"W nawiązaniu do wcześniejszych komunikatów oraz licznych pytań dotyczących nielegalności planowanego strajku i podstawy prawnej przeprowadzenia strajku, informujemy Państwa, że jest on nielegalny (...)" - pisze ZUS w e-mailu do pracowników, do którego dotarł Money.pl.
Zakład w e-mailu podkreśla też, że "do ogłoszenia strajku niezbędne jest zawsze uzyskanie zgody pracowników", a dołączenie do niego może wiązać się z utratą części wynagrodzenia.
ZUS powołuje się przy tym na przepisy ustawy o rozwiązywaniu sporów zbiorowych, wedle których strajk zakładowy może ogłosić organizacja związkowa "po uzyskaniu zgody większości głosujących pracowników, ale tylko jeśli w głosowaniu wzięło udziału co najmniej 50 proc. pracowników". Według ZUS-u, z obowiązku przeprowadzenia takiego referendum nie zwalnia fakt "rozwiązania stosunku pracy z prowadzącym spór działaczem związkowym". Tak opisał to Zakład w e-mailu do pracowników, do którego treści dotarliśmy:
"Zatem referendum jest nieodłącznym warunkiem ogłoszenia legalnego strajku, zarówno w sytuacji "klasycznego strajku", jak i strajku zorganizowanego z pominięciem etapów sporu w związku z rozwiązaniem umowy o pracę z działaczem prowadzącym spór.
Do ogłoszenia strajku niezbędne jest zatem przeprowadzenie przez organizację związkową referendum w sposób zgodny z prawem.

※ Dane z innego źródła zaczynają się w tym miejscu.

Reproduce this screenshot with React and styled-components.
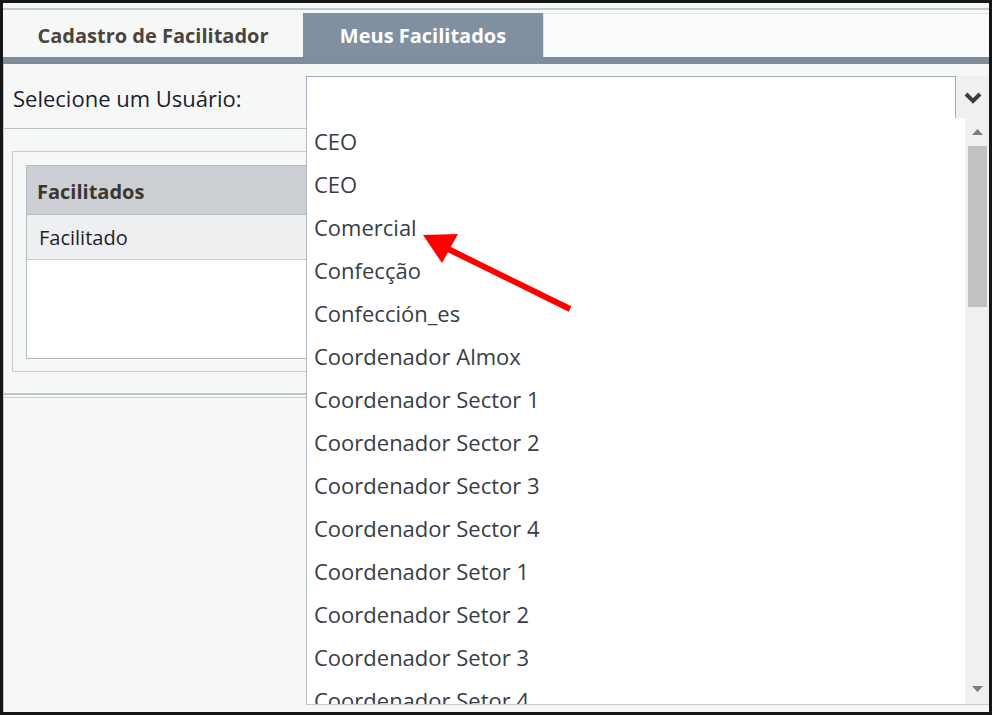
import React from 'react';
import styled, { createGlobalStyle } from 'styled-components';

const GlobalStyle = createGlobalStyle`
  body {
    margin: 0;
    background: #fff;
  }
`;

const usuarios = [
  'CEO',
  'CEO',
  'Comercial',
  'Confecção',
  'Confección_es',
  'Coordenador Almox',
  'Coordenador Sector 1',
  'Coordenador Sector 2',
  'Coordenador Sector 3',
  'Coordenador Sector 4',
  'Coordenador Setor 1',
  'Coordenador Setor 2',
  'Coordenador Setor 3',
  'Coordenador Setor 4',
];

const Frame = styled.div`
  position: relative;
  width: 992px;
  height: 715px;
  box-sizing: border-box;
  border: 3px solid #151515;
  background: #f6f8f8;
  overflow: hidden;
  font-family: 'Open Sans', 'Noto Sans', sans-serif;
  display: flex;
  flex-direction: column;
`;

const TopRule = styled.div`
  height: 5px;
  border-bottom: 2px solid #c2c9d0;
  margin-bottom: 2px;
`;

const TabBar = styled.div`
  display: flex;
  align-items: flex-end;
  height: 45px;
  border-bottom: 7px solid #7f8d9b;
`;

const Tab = styled.div`
  width: ${(p) => p.$width}px;
  height: 44px;
  display: flex;
  align-items: center;
  justify-content: center;
  font-size: 20px;
  font-weight: 700;
  color: ${(p) => (p.$active ? '#ffffff' : '#4b443e')};
  background: ${(p) => (p.$active ? '#8090a0' : 'transparent')};
`;

const TabFill = styled.div`
  flex: 1;
  height: 44px;
  box-sizing: border-box;
  background: #fafbfb;
  border-top: 1px solid #dde2e6;
  border-left: 1px solid #dde2e6;
`;

const Body = styled.div`
  flex: 1;
  border-left: 1px solid #c2c8ce;
  display: flex;
  flex-direction: column;
`;

const FilterRow = styled.div`
  position: relative;
  height: 64px;
  display: flex;
  border-bottom: 1px solid #bcc2c9;
`;

const Label = styled.div`
  width: 302px;
  box-sizing: border-box;
  padding: 19px 0 0 9px;
  font-size: 22px;
  color: #1d1d2c;
`;

const SelectBox = styled.div`
  flex: 1;
  display: flex;
  height: 43px;
  margin-top: 12px;
`;

const SelectInput = styled.div`
  flex: 1;
  box-sizing: border-box;
  background: #fff;
  border: 1px solid #a3adba;
`;

const SelectButton = styled.div`
  width: 33px;
  display: flex;
  align-items: center;
  justify-content: center;
  background: #eff1f1;
  color: #3c3c3c;
`;

const Dropdown = styled.div`
  position: absolute;
  top: 54px;
  left: 302px;
  right: 0;
  height: 587px;
  box-sizing: border-box;
  z-index: 2;
  display: flex;
  background: #fff;
  border-left: 1px solid #b0b8c2;
  border-bottom: 1px solid #c6ccd2;
`;

const OptionList = styled.div`
  flex: 1;
  padding-top: 1px;
  overflow: hidden;
`;

const Option = styled.div`
  height: 43px;
  display: flex;
  align-items: center;
  padding-left: 7px;
  font-size: 22px;
  color: #383d45;
  white-space: nowrap;
`;

const Scrollbar = styled.div`
  width: 24px;
  display: flex;
  flex-direction: column;
  align-items: center;
  background: #f0f0f0;
`;

const ScrollArrow = styled.div`
  height: ${(p) => p.$h}px;
  display: flex;
  align-items: center;
  justify-content: center;
  color: #7d7d7d;
`;

const Thumb = styled.div`
  width: 19px;
  height: 161px;
  background: #c1c1c1;
`;

const Content = styled.div`
  padding: 22px 12px 0 8px;
`;

const Panel = styled.div`
  border: 1px solid #c9cdd2;
  padding: 13px 13px 12px 13px;
`;

const Grid = styled.div`
  border: 1px solid #b3b9c0;
  background: #fff;
  height: 192px;
`;

const GridHeader = styled.div`
  height: 49px;
  display: flex;
  align-items: center;
  padding: 2px 0 0 10px;
  box-sizing: border-box;
  background: #ccd0d4;
  border-bottom: 1px solid #b9bfc5;
  font-size: 20px;
  font-weight: 700;
  color: #3d3632;
`;

const GridRow = styled.div`
  height: 44px;
  display: flex;
  align-items: center;
  padding-left: 12px;
  background: #eeeff0;
  border-bottom: 1px solid #c6cacf;
  font-size: 20px;
  color: #1f1f2a;
`;

const Divider = styled.div`
  margin-top: 21px;
  height: 2px;
  border-top: 2px solid #bfc5cc;
  border-bottom: 1px solid #c9ced3;
`;

const Pointer = styled.svg`
  position: absolute;
  left: 0;
  top: 0;
  pointer-events: none;
  z-index: 3;
`;

const Chevron = () => (
  <svg width="20" height="14" viewBox="0 0 20 14">
    <path d="M3 3 L10 10 L17 3" fill="none" stroke="currentColor" strokeWidth="4" />
  </svg>
);

const Triangle = ({ down }) => (
  <svg width="11" height="6" viewBox="0 0 11 6">
    <path d={down ? 'M0 0 H11 L5.5 6 Z' : 'M0 6 H11 L5.5 0 Z'} fill="currentColor" />
  </svg>
);

const App = () => {
  return (
    <>
      <GlobalStyle />
      <Frame>
        <TopRule />
        <TabBar>
          <Tab $width={300}>Cadastro de Facilitador</Tab>
          <Tab $width={240} $active>
            Meus Facilitados
          </Tab>
          <TabFill />
        </TabBar>
        <Body>
          <FilterRow>
            <Label>Selecione um Usuário:</Label>
            <SelectBox>
              <SelectInput />
              <SelectButton>
                <Chevron />
              </SelectButton>
            </SelectBox>
            <Dropdown>
              <OptionList>
                {usuarios.map((nome, i) => (
                  <Option key={i}>{nome}</Option>
                ))}
              </OptionList>
              <Scrollbar>
                <ScrollArrow $h={28}>
                  <Triangle />
                </ScrollArrow>
                <Thumb />
                <div style={{ flex: 1 }} />
                <ScrollArrow $h={30}>
                  <Triangle down />
                </ScrollArrow>
              </Scrollbar>
            </Dropdown>
          </FilterRow>
          <Content>
            <Panel>
              <Grid>
                <GridHeader>Facilitados</GridHeader>
                <GridRow>Facilitado</GridRow>
              </Grid>
            </Panel>
          </Content>
          <Divider />
        </Body>
        {/* red callout arrow */}
        <Pointer width="986" height="709" viewBox="3 3 986 709">
          <line x1="570" y1="309" x2="446" y2="248" stroke="#ff0000" strokeWidth="6" />
          <polygon points="423,235 458,234 442,263" fill="#ff0000" />
        </Pointer>
      </Frame>
    </>
  );
};

export default App;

W kontekście powyższego Zakład podtrzymuje stanowisko dotyczące nielegalności planowanej akcji strajkowej. Przypominamy więc przepisy ustawy, abyście Państwo mogli podejmować przemyślane decyzje na podstawie obiektywnych i rzetelnych informacji" - napisał ZUS w wiadomości.
Redakcja Money.pl poprosiła Zakład Ubezpieczeń Społecznych o potwierdzenie autentyczności wiadomości oraz odniesienie się do niej. Odpowiedź ZUS opublikujemy, gdy tylko ją otrzymamy.
Dalsza część artykułu pod materiałem wideo
Spór ZUS ze Związkową Alternatywą nabiera rozpędu
Przypomnijmy, że związek zawodowy Związkowa Alternatywa ogłosił na początku czerwca ogólnopolski strajk pracowników ZUS. Miałby on zacząć się 27 czerwca, byłby bezterminowy i ma objąć cały kraj. Związek oświadczył, że bezpośrednią przyczyną decyzji o akcji strajkowej było zwolnienie dyscyplinarne Ilony Garczyńskiej - liderki Związkowej Alternatywy w ZUS i zarazem głównej negocjatorki w sporze zbiorowym Ilony Garczyńskiej.
Jednocześnie związek podtrzymał wszystkie wcześniejsze postulaty płacowe. Domagał się też dymisji prezes ZUS Gertrudy Uścińskiej. Co więcej, chciał także zbadania sprawy przez Uniwersytet Warszawski, gdzie Uścińska wykłada.
ZUS twierdzi jednak, że strajk Alternatywy jest nielegalny. Zakład, jak opisywaliśmy, złożył w tej sprawie zawiadomienie do prokuratury - o popełnieniu przestępstwa przez Związkową Alternatywę. Związek miał, według ZUS, złamać ustawę o rozwiązywaniu sporów zbiorowych - tę samą, na przepisy której instytucja powołuje się w e-mailu do pracowników.